OREANDA-NEWS. Fitch Ratings has affirmed PT Telekomunikasi Indonesia Tbk's (Telkom) Long-Term Foreign - and Local-Currency Issuer Default Ratings (IDRs), as well as its foreign-currency senior unsecured rating at 'BBB-'. The Outlooks on the IDRs are Stable.

KEY RATING DRIVERS

Sovereign Constraint: Telkom's IDRs continue to be capped by the Indonesian sovereign (BBB-/Stable) due to the state's majority shareholding (52.6% at end-March 2016) and its significant influence over key operating and financial decisions through its control of the company's board of directors. Telkom is also strategically important as Indonesia's largest fixed and wireless operator.

Reduced Ratings Headroom: Fitch expects Telkom's funds flow from operations (FFO)-adjusted net leverage to increase to just over 1.0x in 2016 and 2017 (2015: 0.9x) due to high capex needs and dividend commitments. Nevertheless, the rating headroom remains large for Telkom's IDRs. The company's solid market position, low leverage and high operating EBITDAR margin of over 50% should continue to support its robust credit profile.

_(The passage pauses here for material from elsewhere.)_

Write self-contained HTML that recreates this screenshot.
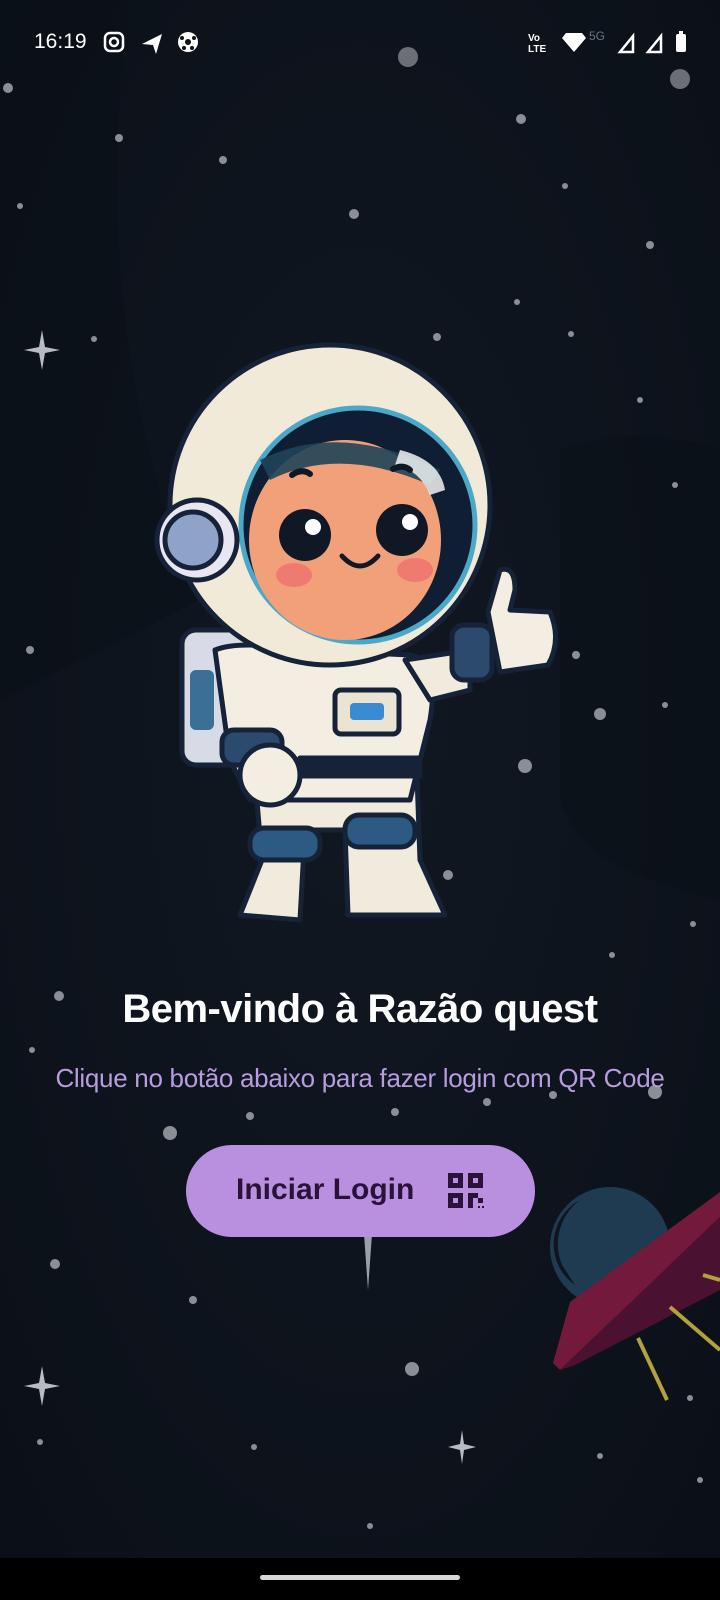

M&A Prospects: The prospect of M&A remains in light of Telkom's ambitions to pursue growth outside Indonesia. However, Fitch does not expect Telkom to undertake debt-funded acquisitions significant enough to have a negative effect on its credit profile - given its conservative nature and the lengthy approval process for state-owned firms. Telkom has considered many M&A deals, including the acquisition of Guam's telecom and pay TV operator, GTA, which fell through in June 2016.

FCF Deficit, High Capex: Telkom's cash flow from operations of IDR36trn-38trn in 2016 and 2017 may not be sufficient to fully cover capex and dividends. Fitch expects capex/revenue to be around 25%-26%, driven by investment in long-term evolution networks and fibre expansion. Further capex may stem from a possible spectrum auction in 2H16, although we believe this should not materially impact Telkom's credit profile.

Margin Dilution: Fitch expects operating EBITDAR margin to decline 100bp-150bp each year due to the rising share of lower-margin data services in the company's revenue mix. Direct impact from the regulator's proposed cut in interconnection rate - if implemented - will be limited as interconnection revenues only accounted for 4% of Telkom's revenue in 1Q16. Our forecast assumes high single-digit revenue growth and continued price discipline amidst a more benign competitive environment.

LIQUIDITY

Strong Liquidity: Telkom's unrestricted cash of IDR35.7trn at end-March 2016 is sufficient to meet debt maturities of IDR7.7trn over the next 24 months. We expect liquidity to remain strong, given its robust financial position and strong access to capital markets and local banks. Telkom has a low exposure to foreign-currency debt, with 89% of its IDR30.4bn borrowings in rupiah and the remaining 11.2% in US dollar and yen.

KEY ASSUMPTIONS

Fitch's key assumptions within the rating case for Telkom include:

- Revenue to increase at 7%-8% a year in 2016-2017 driven by data services;

- Competition to remain fairly rational, with greater emphasis on profitability than market share;

- Operating EBITDAR margin of around 52%-53% in 2016-2017 due to data-led substitution of more profitable voice and text services;

- Annual cash capex/revenue of around 25%-26% in 2016-2017;

- No material debt-funded M&A plans; and

- Dividend payout ratio of 60% in 2016-2017, consistent with 2015's level.

RATING SENSITIVITIES

Future developments that may, individually or collectively, lead to positive rating action include:

- Upgrade in the sovereign's IDRs

- Weaker links between the government and Telkom

Negative: Future developments that may, individually or collectively, lead to negative rating action include:

- Downgrade of the sovereign's IDRs.

- A significant increase in shareholder return and/or a major debt-funded acquisition.